Given problem: Restate the data word for word and leave the images out.

Input:

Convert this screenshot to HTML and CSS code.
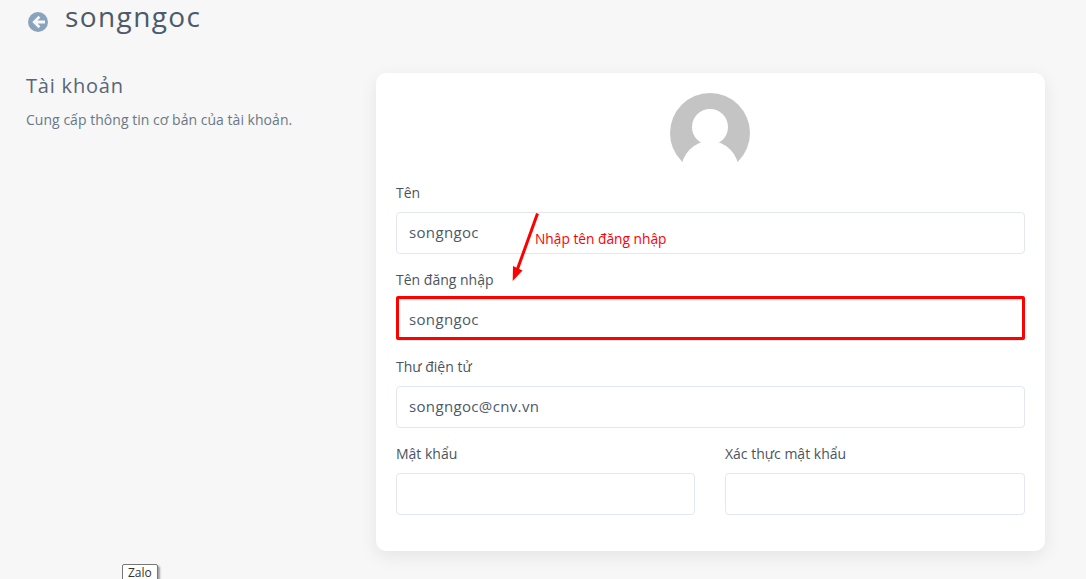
FILE: index.html
```html
<!DOCTYPE html>
<html lang="vi">
<head>
<meta charset="utf-8">
<title>songngoc</title>
<link rel="stylesheet" href="styles.css">
</head>
<body>
<header class="page-head">
  <svg class="back" viewBox="0 0 20 20" width="20" height="20"><circle cx="10" cy="10" r="10" fill="#8aa3bd"/><path d="M10.5 3.8 4.3 10l6.2 6.2 1.9-1.9-2.9-2.9H17V8.6H9.5l2.9-2.9z" fill="#f7f7f7"/></svg>
  <h1 class="title">songngoc</h1>
</header>
<main class="layout">
  <aside class="intro">
    <h2 class="intro-title">Tài khoản</h2>
    <p class="intro-text">Cung cấp thông tin cơ bản của tài khoản.</p>
  </aside>
  <section class="card">
    <div class="avatar-row">
      <svg class="avatar" viewBox="0 0 80 80" width="80" height="80">
        <circle cx="40" cy="40" r="40" fill="#c4c4c4"/>
        <circle cx="40" cy="34" r="18" fill="#fff"/>
        <ellipse cx="40" cy="78" rx="29" ry="30" fill="#fff"/>
      </svg>
    </div>
    <div class="field"><label class="label">Tên</label><div class="input">songngoc</div></div>
    <div class="field"><label class="label">Tên đăng nhập</label><div class="input">songngoc<span class="highlight"></span></div></div>
    <div class="field"><label class="label">Thư điện tử</label><div class="input">songngoc@cnv.vn</div></div>
    <div class="field-row">
      <div class="field"><label class="label">Mật khẩu</label><div class="input"></div></div>
      <div class="field"><label class="label">Xác thực mật khẩu</label><div class="input"></div></div>
    </div>
    <svg class="arrow" viewBox="0 0 40 80" width="40" height="80"><path d="M31.5 1.5 11.5 57" stroke="#f00" stroke-width="3" fill="none"/><path d="M6.7 69 7 54 16.5 58.5z" fill="#f00"/></svg>
    <span class="note">Nhập tên đăng nhập</span>
  </section>
</main>
<div class="tip">Zalo</div>
</body>
</html>
```
FILE: styles.css
```css
* { box-sizing: border-box; }
body {
  margin: 0;
  height: 579px;
  overflow: hidden;
  background: #f7f7f7;
  font-family: "Open Sans", "Noto Sans", sans-serif;
  position: relative;
}
.page-head {
  display: flex;
  align-items: flex-start;
  height: 38px;
  padding-left: 28px;
  gap: 17px;
}
.back { margin-top: 12px; }
.title {
  margin: 1px 0 0;
  font-size: 28px;
  font-weight: 400;
  line-height: 31px;
  color: #4c5a69;
  letter-spacing: 1.4px;
}
.layout {
  display: flex;
  margin-top: 35px;
  padding-left: 26px;
}
.intro { width: 350px; }
.intro-title {
  margin: 0;
  font-size: 20px;
  font-weight: 400;
  line-height: 26px;
  letter-spacing: 0.8px;
  color: #5a6675;
}
.intro-text {
  margin: 12px 0 0;
  font-size: 14px;
  line-height: 18px;
  letter-spacing: 0.03px;
  color: #6b7785;
}
.card {
  position: relative;
  display: flex;
  flex-direction: column;
  gap: 16px;
  width: 669px;
  height: 478px;
  padding: 20px;
  background: #fff;
  border-radius: 10px;
  box-shadow: 0 5px 18px rgba(0,0,0,.08);
}
.avatar-row {
  display: flex;
  justify-content: center;
  padding-right: 2px;
  margin-bottom: -6px;
}
.avatar { display: block; }
.label {
  display: block;
  margin-bottom: 9px;
  font-size: 14px;
  line-height: 20px;
  color: #4a5460;
}
.input {
  position: relative;
  height: 42px;
  padding: 0 12px;
  background: #fff;
  border: 1px solid #e3e7ef;
  border-radius: 4px;
  font-size: 15px;
  letter-spacing: 0.35px;
  line-height: 38px;
  color: #4c5a69;
}
.field-row {
  display: grid;
  grid-template-columns: 299px 300px;
  column-gap: 30px;
}
.highlight {
  position: absolute;
  inset: -4px -1px 0;
  border: 3px solid #f00;
  border-radius: 2px;
}
.arrow { position: absolute; left: 130px; top: 139px; }
.note {
  position: absolute;
  left: 159px;
  top: 157px;
  font-size: 13.75px;
  line-height: 18px;
  color: #f00;
}
.tip {
  position: absolute;
  left: 122px;
  top: 564px;
  width: 36px;
  height: 18px;
  padding-left: 5px;
  background: #fff;
  border: 1px solid #777;
  border-radius: 2px;
  box-shadow: 2px 2px 2px rgba(0,0,0,.35);
  font-family: "Open Sans", sans-serif;
  font-size: 12px;
  line-height: 15px;
  color: #333;
}
```
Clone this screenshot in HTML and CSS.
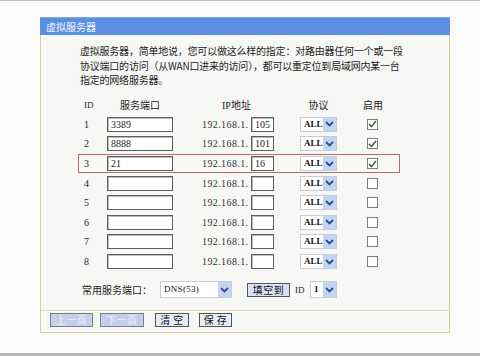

Reply to the task:
Convert this screenshot to HTML and CSS code.
FILE: index.html
```html
<!DOCTYPE html>
<html lang="vi">
<head>
<meta charset="utf-8">
<title>songngoc</title>
<link rel="stylesheet" href="styles.css">
</head>
<body>
<header class="page-head">
  <svg class="back" viewBox="0 0 20 20" width="20" height="20"><circle cx="10" cy="10" r="10" fill="#8aa3bd"/><path d="M10.5 3.8 4.3 10l6.2 6.2 1.9-1.9-2.9-2.9H17V8.6H9.5l2.9-2.9z" fill="#f7f7f7"/></svg>
  <h1 class="title">songngoc</h1>
</header>
<main class="layout">
  <aside class="intro">
    <h2 class="intro-title">Tài khoản</h2>
    <p class="intro-text">Cung cấp thông tin cơ bản của tài khoản.</p>
  </aside>
  <section class="card">
    <div class="avatar-row">
      <svg class="avatar" viewBox="0 0 80 80" width="80" height="80">
        <circle cx="40" cy="40" r="40" fill="#c4c4c4"/>
        <circle cx="40" cy="34" r="18" fill="#fff"/>
        <ellipse cx="40" cy="78" rx="29" ry="30" fill="#fff"/>
      </svg>
    </div>
    <div class="field"><label class="label">Tên</label><div class="input">songngoc</div></div>
    <div class="field"><label class="label">Tên đăng nhập</label><div class="input">songngoc<span class="highlight"></span></div></div>
    <div class="field"><label class="label">Thư điện tử</label><div class="input">songngoc@cnv.vn</div></div>
    <div class="field-row">
      <div class="field"><label class="label">Mật khẩu</label><div class="input"></div></div>
      <div class="field"><label class="label">Xác thực mật khẩu</label><div class="input"></div></div>
    </div>
    <svg class="arrow" viewBox="0 0 40 80" width="40" height="80"><path d="M31.5 1.5 11.5 57" stroke="#f00" stroke-width="3" fill="none"/><path d="M6.7 69 7 54 16.5 58.5z" fill="#f00"/></svg>
    <span class="note">Nhập tên đăng nhập</span>
  </section>
</main>
<div class="tip">Zalo</div>
</body>
</html>
```
FILE: styles.css
```css
* { box-sizing: border-box; }
body {
  margin: 0;
  height: 579px;
  overflow: hidden;
  background: #f7f7f7;
  font-family: "Open Sans", "Noto Sans", sans-serif;
  position: relative;
}
.page-head {
  display: flex;
  align-items: flex-start;
  height: 38px;
  padding-left: 28px;
  gap: 17px;
}
.back { margin-top: 12px; }
.title {
  margin: 1px 0 0;
  font-size: 28px;
  font-weight: 400;
  line-height: 31px;
  color: #4c5a69;
  letter-spacing: 1.4px;
}
.layout {
  display: flex;
  margin-top: 35px;
  padding-left: 26px;
}
.intro { width: 350px; }
.intro-title {
  margin: 0;
  font-size: 20px;
  font-weight: 400;
  line-height: 26px;
  letter-spacing: 0.8px;
  color: #5a6675;
}
.intro-text {
  margin: 12px 0 0;
  font-size: 14px;
  line-height: 18px;
  letter-spacing: 0.03px;
  color: #6b7785;
}
.card {
  position: relative;
  display: flex;
  flex-direction: column;
  gap: 16px;
  width: 669px;
  height: 478px;
  padding: 20px;
  background: #fff;
  border-radius: 10px;
  box-shadow: 0 5px 18px rgba(0,0,0,.08);
}
.avatar-row {
  display: flex;
  justify-content: center;
  padding-right: 2px;
  margin-bottom: -6px;
}
.avatar { display: block; }
.label {
  display: block;
  margin-bottom: 9px;
  font-size: 14px;
  line-height: 20px;
  color: #4a5460;
}
.input {
  position: relative;
  height: 42px;
  padding: 0 12px;
  background: #fff;
  border: 1px solid #e3e7ef;
  border-radius: 4px;
  font-size: 15px;
  letter-spacing: 0.35px;
  line-height: 38px;
  color: #4c5a69;
}
.field-row {
  display: grid;
  grid-template-columns: 299px 300px;
  column-gap: 30px;
}
.highlight {
  position: absolute;
  inset: -4px -1px 0;
  border: 3px solid #f00;
  border-radius: 2px;
}
.arrow { position: absolute; left: 130px; top: 139px; }
.note {
  position: absolute;
  left: 159px;
  top: 157px;
  font-size: 13.75px;
  line-height: 18px;
  color: #f00;
}
.tip {
  position: absolute;
  left: 122px;
  top: 564px;
  width: 36px;
  height: 18px;
  padding-left: 5px;
  background: #fff;
  border: 1px solid #777;
  border-radius: 2px;
  box-shadow: 2px 2px 2px rgba(0,0,0,.35);
  font-family: "Open Sans", sans-serif;
  font-size: 12px;
  line-height: 15px;
  color: #333;
}
```
Clone this screenshot in HTML and CSS.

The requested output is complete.